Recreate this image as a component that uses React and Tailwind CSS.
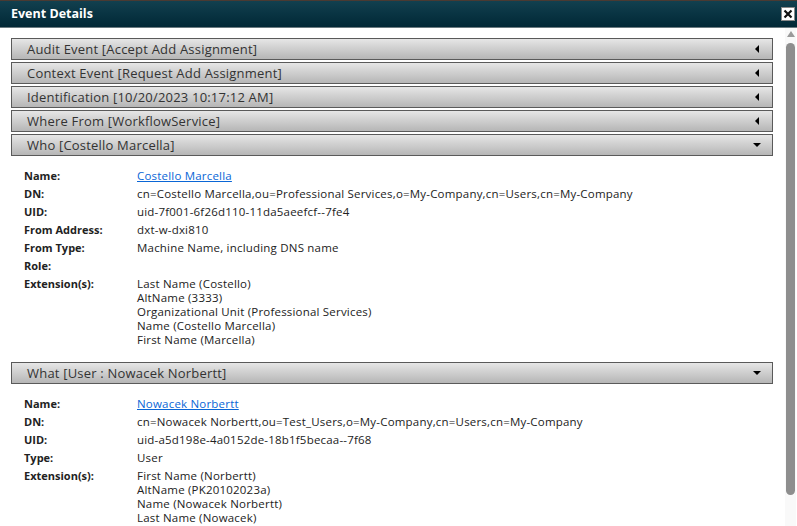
import React from 'react'

const font = { fontFamily: '"Open Sans", "Liberation Sans", sans-serif' }

const Header = ({ title, open }) => (
    <div className="h-[22px] mb-[2px] border border-[#5a5a5a] bg-gradient-to-b from-[#e6e6e6] to-[#b6b6b6] flex items-center pl-[15px] pr-[12px]">
        <span className="flex-1 text-[13px] tracking-[0.2px] text-[#333] leading-none">{title}</span>
        {open ? (
            <span className="w-0 h-0 border-l-[4px] border-r-[4px] border-t-[4px] border-l-transparent border-r-transparent border-t-black mr-[-1px]" />
        ) : (
            <span className="w-0 h-0 border-t-[4px] border-b-[4px] border-r-[4px] border-t-transparent border-b-transparent border-r-black mr-[1px]" />
        )}
    </div>
)

const Row = ({ label, children }) => (
    <div className="flex leading-[18px] text-[#222]">
        <div className="w-[113px] shrink-0 font-bold text-[11px]">{label}</div>
        <div className="text-[11.5px] tracking-[0.2px]">{children}</div>
    </div>
)

const ExtRow = ({ items }) => (
    <div className="flex text-[#222]">
        <div className="w-[113px] shrink-0 font-bold text-[11px] leading-[18px]">Extension(s):</div>
        <div className="text-[11.5px] tracking-[0.2px] leading-[14px] pt-[2px]">
            {items.map((i) => <div key={i}>{i}</div>)}
        </div>
    </div>
)

const App = () => {
    return (
        <div style={font} className="w-[797px] h-[526px] bg-white flex flex-col overflow-hidden">
            <div className="h-[28px] shrink-0 bg-gradient-to-b from-[#12404f] to-[#022836] border-t border-[#4a3a32] border-b border-b-[#6a7a80] flex items-center pl-[11px] pr-[2px]">
                <span className="flex-1 text-white font-bold text-[12.5px]">Event Details</span>
                <div className="w-[14px] h-[14px] bg-white border border-[#888] flex items-center justify-center">
                    <svg width="10" height="10" viewBox="0 0 10 10">
                        <path d="M1.5 1.5 L8.5 8.5 M8.5 1.5 L1.5 8.5" stroke="#111" strokeWidth="2.2" />
                    </svg>
                </div>
            </div>
            <div className="flex flex-1 min-h-0">
                <div className="flex-1 pl-[11px] pr-[12px] pt-[10px] overflow-hidden">
                    <Header title="Audit Event [Accept Add Assignment]" />
                    <Header title="Context Event [Request Add Assignment]" />
                    <Header title="Identification [10/20/2023 10:17:12 AM]" />
                    <Header title="Where From [WorkflowService]" />
                    <Header title="Who [Costello Marcella]" open />
                    <div className="pl-[13px] pt-[9px] pb-[15px]">
                        <Row label="Name:"><a href="#" className="text-[#0a66d6] underline">Costello Marcella</a></Row>
                        <Row label="DN:">cn=Costello Marcella,ou=Professional Services,o=My-Company,cn=Users,cn=My-Company</Row>
                        <Row label="UID:">uid-7f001-6f26d110-11da5aeefcf--7fe4</Row>
                        <Row label="From Address:">dxt-w-dxi810</Row>
                        <Row label="From Type:">Machine Name, including DNS name</Row>
                        <Row label="Role:"></Row>
                        <ExtRow items={['Last Name (Costello)', 'AltName (3333)', 'Organizational Unit (Professional Services)', 'Name (Costello Marcella)', 'First Name (Marcella)']} />
                    </div>
                    <Header title="What [User : Nowacek Norbertt]" open />
                    <div className="pl-[13px] pt-[9px]">
                        <Row label="Name:"><a href="#" className="text-[#0a66d6] underline">Nowacek Norbertt</a></Row>
                        <Row label="DN:">cn=Nowacek Norbertt,ou=Test_Users,o=My-Company,cn=Users,cn=My-Company</Row>
                        <Row label="UID:">uid-a5d198e-4a0152de-18b1f5becaa--7f68</Row>
                        <Row label="Type:">User</Row>
                        <ExtRow items={['First Name (Norbertt)', 'AltName (PK20102023a)', 'Name (Nowacek Norbertt)', 'Last Name (Nowacek)']} />
                    </div>
                </div>
                <div className="w-[11px] shrink-0 bg-[#f9f9f9] flex flex-col items-center pt-[3px] mr-[1px]">
                    <span className="w-0 h-0 border-l-[4px] border-r-[4px] border-b-[6px] border-l-transparent border-r-transparent border-b-[#9a9a9a]" />
                    <div className="w-[9px] h-[452px] mt-[6px] rounded-full bg-[#8e8e8e]" />
                </div>
            </div>
        </div>
    )
}

export default App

********

What is asked: Reproduce the full listing above verbatim, with no pictures included.

Response:
Recreate this image as a component that uses React and Tailwind CSS.
import React from 'react'

const font = { fontFamily: '"Open Sans", "Liberation Sans", sans-serif' }

const Header = ({ title, open }) => (
    <div className="h-[22px] mb-[2px] border border-[#5a5a5a] bg-gradient-to-b from-[#e6e6e6] to-[#b6b6b6] flex items-center pl-[15px] pr-[12px]">
        <span className="flex-1 text-[13px] tracking-[0.2px] text-[#333] leading-none">{title}</span>
        {open ? (
            <span className="w-0 h-0 border-l-[4px] border-r-[4px] border-t-[4px] border-l-transparent border-r-transparent border-t-black mr-[-1px]" />
        ) : (
            <span className="w-0 h-0 border-t-[4px] border-b-[4px] border-r-[4px] border-t-transparent border-b-transparent border-r-black mr-[1px]" />
        )}
    </div>
)

const Row = ({ label, children }) => (
    <div className="flex leading-[18px] text-[#222]">
        <div className="w-[113px] shrink-0 font-bold text-[11px]">{label}</div>
        <div className="text-[11.5px] tracking-[0.2px]">{children}</div>
    </div>
)

const ExtRow = ({ items }) => (
    <div className="flex text-[#222]">
        <div className="w-[113px] shrink-0 font-bold text-[11px] leading-[18px]">Extension(s):</div>
        <div className="text-[11.5px] tracking-[0.2px] leading-[14px] pt-[2px]">
            {items.map((i) => <div key={i}>{i}</div>)}
        </div>
    </div>
)

const App = () => {
    return (
        <div style={font} className="w-[797px] h-[526px] bg-white flex flex-col overflow-hidden">
            <div className="h-[28px] shrink-0 bg-gradient-to-b from-[#12404f] to-[#022836] border-t border-[#4a3a32] border-b border-b-[#6a7a80] flex items-center pl-[11px] pr-[2px]">
                <span className="flex-1 text-white font-bold text-[12.5px]">Event Details</span>
                <div className="w-[14px] h-[14px] bg-white border border-[#888] flex items-center justify-center">
                    <svg width="10" height="10" viewBox="0 0 10 10">
                        <path d="M1.5 1.5 L8.5 8.5 M8.5 1.5 L1.5 8.5" stroke="#111" strokeWidth="2.2" />
                    </svg>
                </div>
            </div>
            <div className="flex flex-1 min-h-0">
                <div className="flex-1 pl-[11px] pr-[12px] pt-[10px] overflow-hidden">
                    <Header title="Audit Event [Accept Add Assignment]" />
                    <Header title="Context Event [Request Add Assignment]" />
                    <Header title="Identification [10/20/2023 10:17:12 AM]" />
                    <Header title="Where From [WorkflowService]" />
                    <Header title="Who [Costello Marcella]" open />
                    <div className="pl-[13px] pt-[9px] pb-[15px]">
                        <Row label="Name:"><a href="#" className="text-[#0a66d6] underline">Costello Marcella</a></Row>
                        <Row label="DN:">cn=Costello Marcella,ou=Professional Services,o=My-Company,cn=Users,cn=My-Company</Row>
                        <Row label="UID:">uid-7f001-6f26d110-11da5aeefcf--7fe4</Row>
                        <Row label="From Address:">dxt-w-dxi810</Row>
                        <Row label="From Type:">Machine Name, including DNS name</Row>
                        <Row label="Role:"></Row>
                        <ExtRow items={['Last Name (Costello)', 'AltName (3333)', 'Organizational Unit (Professional Services)', 'Name (Costello Marcella)', 'First Name (Marcella)']} />
                    </div>
                    <Header title="What [User : Nowacek Norbertt]" open />
                    <div className="pl-[13px] pt-[9px]">
                        <Row label="Name:"><a href="#" className="text-[#0a66d6] underline">Nowacek Norbertt</a></Row>
                        <Row label="DN:">cn=Nowacek Norbertt,ou=Test_Users,o=My-Company,cn=Users,cn=My-Company</Row>
                        <Row label="UID:">uid-a5d198e-4a0152de-18b1f5becaa--7f68</Row>
                        <Row label="Type:">User</Row>
                        <ExtRow items={['First Name (Norbertt)', 'AltName (PK20102023a)', 'Name (Nowacek Norbertt)', 'Last Name (Nowacek)']} />
                    </div>
                </div>
                <div className="w-[11px] shrink-0 bg-[#f9f9f9] flex flex-col items-center pt-[3px] mr-[1px]">
                    <span className="w-0 h-0 border-l-[4px] border-r-[4px] border-b-[6px] border-l-transparent border-r-transparent border-b-[#9a9a9a]" />
                    <div className="w-[9px] h-[452px] mt-[6px] rounded-full bg-[#8e8e8e]" />
                </div>
            </div>
        </div>
    )
}

export default App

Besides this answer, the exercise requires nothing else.